I've been trying to do a very low light level project myself the past 2 days with photodiodes and phototransistors. This is for people like myself and the original poster who are pushing light detection without a photomultiplier to the limit (below 0.1 mW/cm^2).
I looked at the first receiver module and its minimum irradiance detection was 0.2 mW/m^2 which is about 10,000 times more (less capable) than what discrete photodiodes and phototransistors can do (maybe they meant cm^2 instead of m^2?). Neither are good for really low light levels according to "Art of Electronics" (1 uA per uW of light page 996), totally not capable of getting near what the human eye can do due to leakage current and noise. He describes using photomultipliers which may be required if your light levels are too low. However, in shining light through my fingers in a well-lit room, I am able to see what my eye can't detect on an oscilliscope (with either PhotoDiode or PhotoTransistor).
Assuming his 1 uA per uW is correct, here is an example: a 5 mm photodiodes and phototransistors have an area of 20 micro m^2. So 1 uW/m^2 (1/1000th of noon sunlight) would generate 20 uA (according to Art of Electr) . [[ 1/1000th of noon sunlight is 1 W/m^2 which is about twice as strong as a 20W incadescent light at 1 meter (6W light output into 12 m^2 surface area of a surrounding sphere). ]]
However, my 880nm phototransistor datasheet indicates 600 uA at 1W/m^2 (0.1 mW/cm^2), wich is 30 times more. This assumes all the light is within the active range of the diode's junction.

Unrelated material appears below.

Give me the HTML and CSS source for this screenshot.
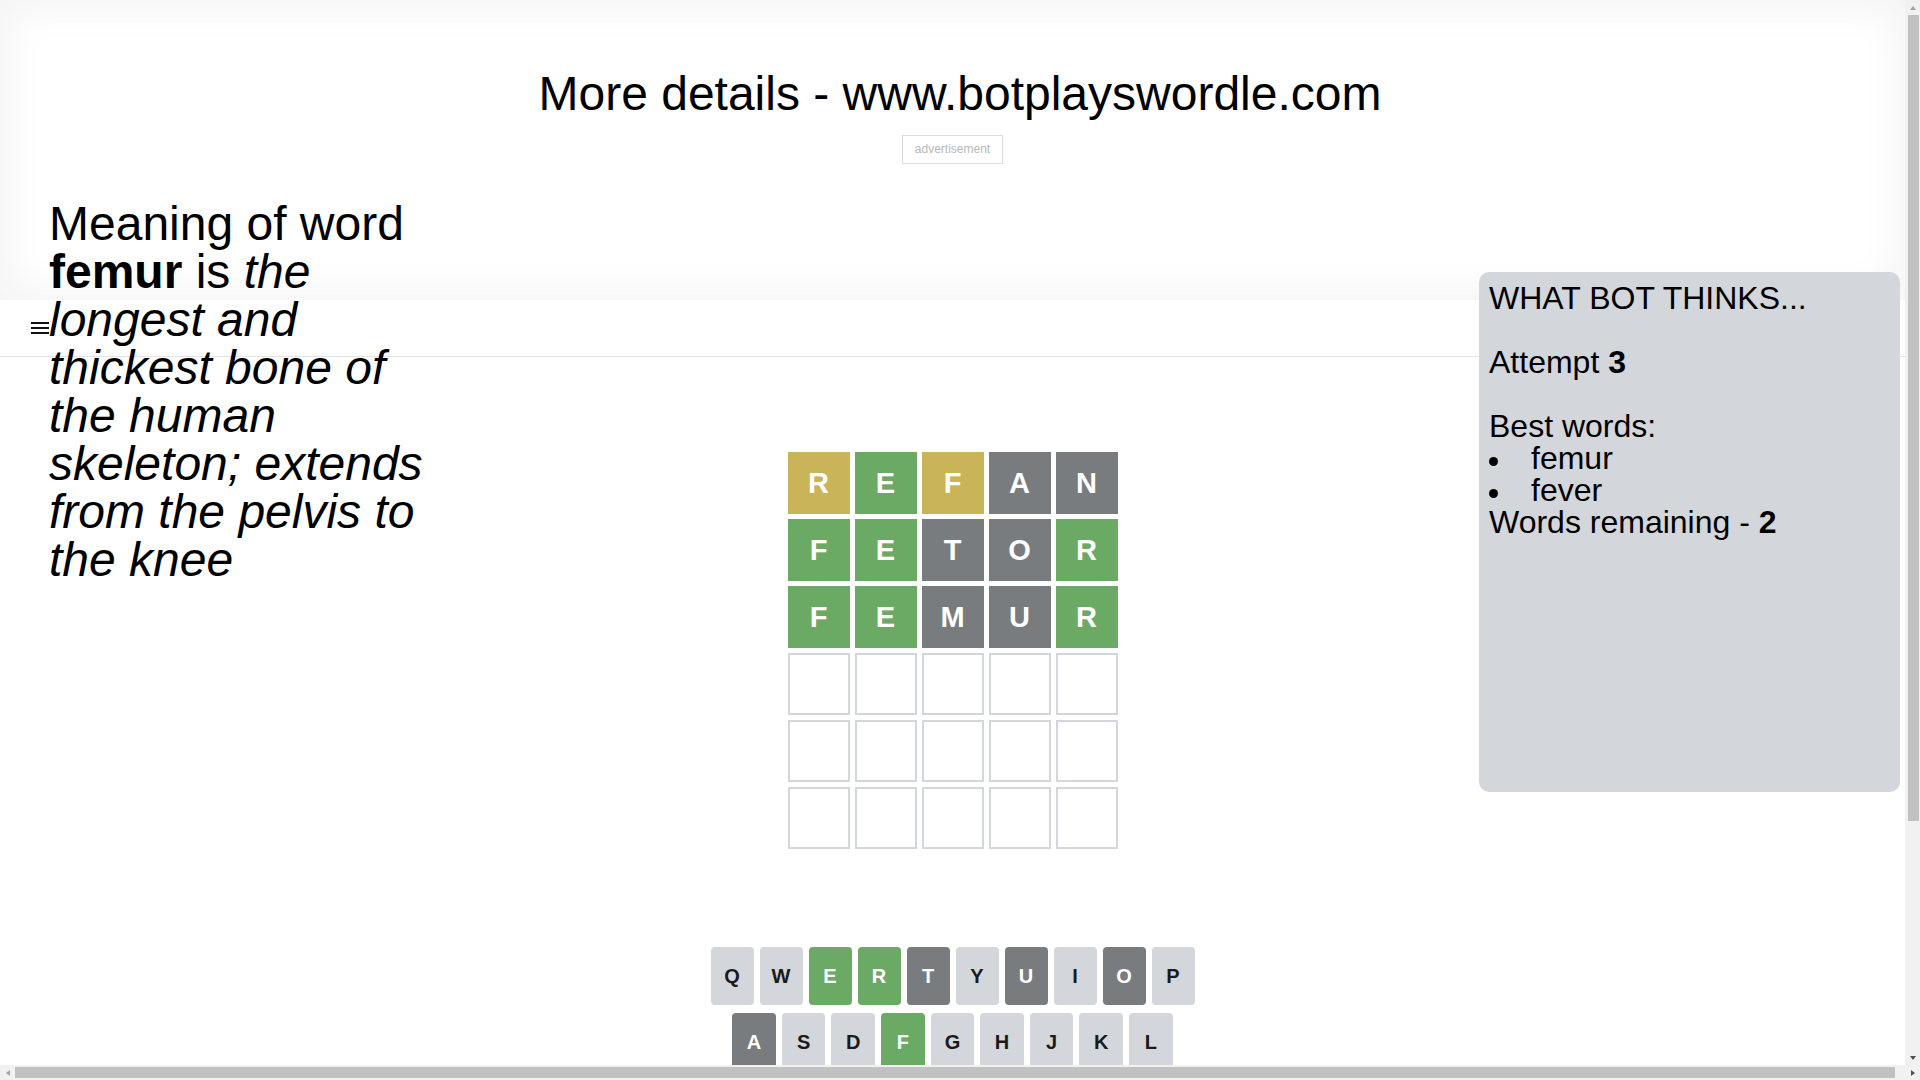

Sharp has a much better application note, but it seems to be lacking in explaining which design is best for which situations. Figure 13 is most applicable to what original poster and I need, and figure 10B is very interesting but I don't know what they mean by "improves response". http://physlab.lums.edu.pk/images/1/10/Photodiode_circuit.pdf
When used with an op amp, a phototransistor may not capabale of getting as good of a gain as a photodiode for very low light levels because it to uses a "cheap" method of getting its initial gain (transistor instead of op amp). I suspect a photodiode with a JFET op amp (very low input current) would ultimately provide a higher gain with less noise. In any event, the photodiode or phototransistor with the largest optical receiving area might have the best ability to detect low light levels, but that might also increase noise and leakage by a proportional amount and they are usually the underlying problem. So there is a limit to this type of light detection and ideally efficient phototransistors and photodiodes may ultimately be equally good when used with an op amp, but theoretically I suspect photodiode is a little better. It will be the op amp design that matters and I think figure 13 with a JFET op amp and a well-chosen shunt capacitor across the feedback will be best for phototransistor.

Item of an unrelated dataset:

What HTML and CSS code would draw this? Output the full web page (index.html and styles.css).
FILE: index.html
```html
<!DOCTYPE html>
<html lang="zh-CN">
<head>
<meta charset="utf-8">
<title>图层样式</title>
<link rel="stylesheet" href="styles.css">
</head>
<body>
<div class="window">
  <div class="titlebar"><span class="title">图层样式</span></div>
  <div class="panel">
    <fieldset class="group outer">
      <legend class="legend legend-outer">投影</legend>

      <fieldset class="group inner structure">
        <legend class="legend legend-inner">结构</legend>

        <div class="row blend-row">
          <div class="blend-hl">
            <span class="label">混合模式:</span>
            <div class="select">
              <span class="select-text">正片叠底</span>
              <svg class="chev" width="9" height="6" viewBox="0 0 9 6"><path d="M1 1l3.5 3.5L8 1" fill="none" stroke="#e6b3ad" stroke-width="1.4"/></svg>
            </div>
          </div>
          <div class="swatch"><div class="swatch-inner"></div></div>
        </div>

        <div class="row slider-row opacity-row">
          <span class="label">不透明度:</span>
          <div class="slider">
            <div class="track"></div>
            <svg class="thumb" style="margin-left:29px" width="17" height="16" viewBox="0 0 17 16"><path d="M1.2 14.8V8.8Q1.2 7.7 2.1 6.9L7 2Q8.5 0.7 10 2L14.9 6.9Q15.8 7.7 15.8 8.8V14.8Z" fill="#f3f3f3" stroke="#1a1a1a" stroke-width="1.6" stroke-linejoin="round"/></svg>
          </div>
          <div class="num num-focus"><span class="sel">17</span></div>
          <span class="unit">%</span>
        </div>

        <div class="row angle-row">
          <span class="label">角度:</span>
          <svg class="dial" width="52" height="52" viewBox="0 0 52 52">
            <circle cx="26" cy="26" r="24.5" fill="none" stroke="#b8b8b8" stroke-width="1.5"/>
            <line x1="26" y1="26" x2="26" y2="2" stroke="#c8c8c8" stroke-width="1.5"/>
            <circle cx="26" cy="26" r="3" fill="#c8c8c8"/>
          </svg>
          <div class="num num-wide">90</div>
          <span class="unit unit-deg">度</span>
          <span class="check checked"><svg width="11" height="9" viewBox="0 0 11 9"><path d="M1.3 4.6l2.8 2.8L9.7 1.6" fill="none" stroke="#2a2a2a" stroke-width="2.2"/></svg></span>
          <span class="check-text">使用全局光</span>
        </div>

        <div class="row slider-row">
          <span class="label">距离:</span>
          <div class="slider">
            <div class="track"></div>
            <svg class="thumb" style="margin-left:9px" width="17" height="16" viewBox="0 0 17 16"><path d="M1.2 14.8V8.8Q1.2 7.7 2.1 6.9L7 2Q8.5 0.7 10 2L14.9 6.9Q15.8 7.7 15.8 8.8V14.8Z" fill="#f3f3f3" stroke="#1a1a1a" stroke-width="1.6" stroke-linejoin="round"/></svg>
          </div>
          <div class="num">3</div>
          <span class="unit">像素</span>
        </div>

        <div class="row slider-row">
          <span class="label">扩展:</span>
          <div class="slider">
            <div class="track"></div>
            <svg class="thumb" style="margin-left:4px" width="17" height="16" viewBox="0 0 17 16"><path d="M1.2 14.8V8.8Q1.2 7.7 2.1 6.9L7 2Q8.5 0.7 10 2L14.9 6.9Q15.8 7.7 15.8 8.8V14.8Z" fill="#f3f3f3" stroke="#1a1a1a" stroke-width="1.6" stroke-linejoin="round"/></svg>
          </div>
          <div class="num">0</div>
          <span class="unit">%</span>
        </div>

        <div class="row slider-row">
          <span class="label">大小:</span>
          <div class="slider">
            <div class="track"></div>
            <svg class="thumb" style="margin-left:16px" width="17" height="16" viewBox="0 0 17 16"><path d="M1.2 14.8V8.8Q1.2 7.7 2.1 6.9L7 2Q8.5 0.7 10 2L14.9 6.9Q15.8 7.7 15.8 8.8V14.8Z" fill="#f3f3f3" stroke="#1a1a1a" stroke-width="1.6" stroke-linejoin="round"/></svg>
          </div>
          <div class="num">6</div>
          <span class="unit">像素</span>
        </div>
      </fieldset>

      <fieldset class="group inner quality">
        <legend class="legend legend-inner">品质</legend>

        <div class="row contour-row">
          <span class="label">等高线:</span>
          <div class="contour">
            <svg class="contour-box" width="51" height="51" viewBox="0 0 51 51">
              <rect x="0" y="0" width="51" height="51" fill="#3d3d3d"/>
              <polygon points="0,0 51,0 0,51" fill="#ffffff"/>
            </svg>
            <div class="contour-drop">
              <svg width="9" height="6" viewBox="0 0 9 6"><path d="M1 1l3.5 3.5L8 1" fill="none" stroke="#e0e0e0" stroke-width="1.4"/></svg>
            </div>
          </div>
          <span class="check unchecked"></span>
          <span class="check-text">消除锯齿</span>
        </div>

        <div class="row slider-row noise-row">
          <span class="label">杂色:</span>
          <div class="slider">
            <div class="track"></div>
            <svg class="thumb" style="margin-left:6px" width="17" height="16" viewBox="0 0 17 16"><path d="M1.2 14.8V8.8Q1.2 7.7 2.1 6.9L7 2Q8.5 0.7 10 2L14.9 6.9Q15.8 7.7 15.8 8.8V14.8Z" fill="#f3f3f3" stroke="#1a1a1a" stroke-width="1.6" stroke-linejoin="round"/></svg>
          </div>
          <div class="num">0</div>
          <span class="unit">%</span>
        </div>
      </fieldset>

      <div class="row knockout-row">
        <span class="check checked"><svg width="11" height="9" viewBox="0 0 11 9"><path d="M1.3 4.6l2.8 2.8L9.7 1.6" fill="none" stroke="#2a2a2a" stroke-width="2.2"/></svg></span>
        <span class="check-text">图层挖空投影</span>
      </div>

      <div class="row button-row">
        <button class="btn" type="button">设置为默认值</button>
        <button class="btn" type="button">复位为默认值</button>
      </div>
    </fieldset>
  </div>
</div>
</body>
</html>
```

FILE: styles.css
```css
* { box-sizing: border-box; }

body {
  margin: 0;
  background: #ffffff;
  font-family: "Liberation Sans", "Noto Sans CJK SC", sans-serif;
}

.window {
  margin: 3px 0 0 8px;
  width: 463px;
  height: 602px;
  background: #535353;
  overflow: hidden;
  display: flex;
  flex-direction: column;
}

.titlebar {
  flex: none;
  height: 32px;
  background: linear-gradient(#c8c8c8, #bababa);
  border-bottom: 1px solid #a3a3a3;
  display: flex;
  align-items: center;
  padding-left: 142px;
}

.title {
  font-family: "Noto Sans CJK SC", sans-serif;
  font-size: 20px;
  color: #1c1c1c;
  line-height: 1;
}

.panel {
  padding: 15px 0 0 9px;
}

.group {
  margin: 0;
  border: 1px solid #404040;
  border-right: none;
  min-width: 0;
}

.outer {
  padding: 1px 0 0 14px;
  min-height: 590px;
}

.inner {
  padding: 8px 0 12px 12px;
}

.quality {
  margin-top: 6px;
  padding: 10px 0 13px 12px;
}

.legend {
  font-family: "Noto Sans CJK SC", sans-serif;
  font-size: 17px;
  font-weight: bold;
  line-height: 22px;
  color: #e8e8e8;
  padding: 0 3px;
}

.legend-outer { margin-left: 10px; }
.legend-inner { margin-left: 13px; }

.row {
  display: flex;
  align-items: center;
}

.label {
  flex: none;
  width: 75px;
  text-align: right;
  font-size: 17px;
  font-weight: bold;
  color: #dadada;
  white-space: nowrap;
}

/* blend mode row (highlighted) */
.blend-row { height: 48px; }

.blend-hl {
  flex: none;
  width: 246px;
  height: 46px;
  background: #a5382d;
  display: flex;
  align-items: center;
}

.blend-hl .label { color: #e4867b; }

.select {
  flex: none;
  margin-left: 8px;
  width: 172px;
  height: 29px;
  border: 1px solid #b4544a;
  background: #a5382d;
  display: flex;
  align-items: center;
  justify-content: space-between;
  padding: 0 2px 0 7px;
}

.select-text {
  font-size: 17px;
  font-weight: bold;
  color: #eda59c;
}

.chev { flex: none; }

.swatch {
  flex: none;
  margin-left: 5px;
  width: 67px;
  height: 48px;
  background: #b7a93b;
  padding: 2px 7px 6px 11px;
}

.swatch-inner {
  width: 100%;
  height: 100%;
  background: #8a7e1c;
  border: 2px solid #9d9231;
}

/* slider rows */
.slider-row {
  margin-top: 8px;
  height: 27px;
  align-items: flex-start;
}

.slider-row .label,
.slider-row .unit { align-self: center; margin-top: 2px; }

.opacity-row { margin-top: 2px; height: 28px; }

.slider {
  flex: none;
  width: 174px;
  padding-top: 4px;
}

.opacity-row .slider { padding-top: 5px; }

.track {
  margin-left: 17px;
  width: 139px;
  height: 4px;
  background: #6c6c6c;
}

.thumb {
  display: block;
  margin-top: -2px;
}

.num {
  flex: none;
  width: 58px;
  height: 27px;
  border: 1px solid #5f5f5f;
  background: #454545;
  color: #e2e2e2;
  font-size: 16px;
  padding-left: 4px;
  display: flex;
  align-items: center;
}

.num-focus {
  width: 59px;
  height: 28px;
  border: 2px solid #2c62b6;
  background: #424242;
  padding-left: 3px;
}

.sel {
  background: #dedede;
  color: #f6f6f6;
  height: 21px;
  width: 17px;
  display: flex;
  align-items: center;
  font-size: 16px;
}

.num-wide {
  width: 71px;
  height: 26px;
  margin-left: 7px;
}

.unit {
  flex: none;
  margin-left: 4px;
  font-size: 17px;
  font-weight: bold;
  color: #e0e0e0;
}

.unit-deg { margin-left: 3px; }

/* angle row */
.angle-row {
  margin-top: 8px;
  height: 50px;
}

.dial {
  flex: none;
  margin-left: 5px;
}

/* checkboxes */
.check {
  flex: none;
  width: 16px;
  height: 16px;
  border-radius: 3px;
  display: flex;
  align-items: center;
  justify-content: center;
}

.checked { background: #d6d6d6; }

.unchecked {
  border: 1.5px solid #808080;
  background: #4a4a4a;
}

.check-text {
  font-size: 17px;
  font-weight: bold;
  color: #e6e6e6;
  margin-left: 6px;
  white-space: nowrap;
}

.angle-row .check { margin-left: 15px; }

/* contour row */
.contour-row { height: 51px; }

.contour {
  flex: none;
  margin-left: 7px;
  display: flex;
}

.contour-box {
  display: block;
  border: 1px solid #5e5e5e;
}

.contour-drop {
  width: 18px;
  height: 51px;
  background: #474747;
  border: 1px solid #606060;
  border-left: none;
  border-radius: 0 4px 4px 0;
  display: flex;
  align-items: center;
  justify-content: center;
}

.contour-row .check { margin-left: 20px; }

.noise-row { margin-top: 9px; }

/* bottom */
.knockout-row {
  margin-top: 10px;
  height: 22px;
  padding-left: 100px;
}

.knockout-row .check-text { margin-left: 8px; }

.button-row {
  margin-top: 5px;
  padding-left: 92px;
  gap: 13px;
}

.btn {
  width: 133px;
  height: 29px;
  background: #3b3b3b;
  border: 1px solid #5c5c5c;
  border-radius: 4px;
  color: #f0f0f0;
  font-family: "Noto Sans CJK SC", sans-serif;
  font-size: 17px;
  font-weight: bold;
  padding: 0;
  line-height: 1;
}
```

For the dual supply op amp, you can use a "lowish" valued resistor pair (two 1k for 10V Vcc to get 5 mA bias) to split the voltage to create a false ground for the +Vin.
I found R=1M for the feedback resistor much better than R=4.7M. Forrest Mimms in his simple opto book used a 10 M with a parallel 0.002uF and a solar cell instead of a phototransistor or photodiode for "extrememly" low light levels" (maybe a solar cell would be better for your application) It seems all PN junctions seem to operate as a solar cell to some extent, as I've read of using clear-cased small signal diodes to detect light. I'm using a regular 830 nm LED as my "photodiode".
The lens angle of whichever 5mm optical diode you use makes a big difference. +/-10 degrees is roughly 4 times more sensitive than +/-20 degrees....if the light source is coming in from less than +/-10 degrees. If the light source is a big area that is +/-20 degrees in front, then it doesn't matter.
I tested the two circuits below. I could detect 0.3V, 5 ms pulses on the phototransistor's Vo which means 0.3 uA which means 0.05 uW/cm^2 if my reading of the datasheet is correct and if it remained linear (big ifs) all the way down to 0.3uA. Maybe it was 5 uW/cm^2. If 0.05 uW/cm^2 is correct, then the off-the-shelf 830 LED was reading down to 0.5 uW/cm^2. I was shining 10 mW 830 nm light through 1 cm of tissue (my finger). I know that if the light levels I was working with were red, it would have been barely visible. The link below shows using 500 M ohm feedback with a photodiode, indicating much lower light levels. Notice the orientation of their photodiode, which is the same as my LED (backwards from most internet links). I got better results this way.
http://www.optics.arizona.edu/palmer/OPTI400/SuppDocs/pd_char.pdf
Best Answer
The voltage accross the resistor is the current thru it times its resistance. That's basic Ohm's law. The values you give are a bit conflicting and misleading, but let's say the maximum light current is 20 mA. If the power supply is 5 V and you want 500 mV on the transistor so it doesn't saturate, then that leaves 4.5 V on the resistor. 4.5V/20mA = 225 Ω.
However, things are not that simple. The ambient light level can vary by a large margin, so the DC dynamic range has to be high. To be safe, you make sure that the resulting voltage stays linear with light up to the maximum light the transistor is rated for or you know will ever be encountered. That's what I did in the example above. The problem with that is that gain will be very low. The signal you want may only be a millivolt or possibly less.
This is why light sensors like this are almost always AC coupled. Use the largest resistor that still allows about 500 mV accross the transistor with maximum light, then AC couple that into a amplifier. The ambient light level is DC or slowly changing, so will get blocked. Now you can amplify the AC signal in the frequency range you are looking for. This may require a voltage gain of 100s to 1000 or more. Anything you can do mechanically to eliminate ambient light pickup and strengthen the intended received beam will help. With lower maximum ambient light, you can make the resistor larger, which increases gain.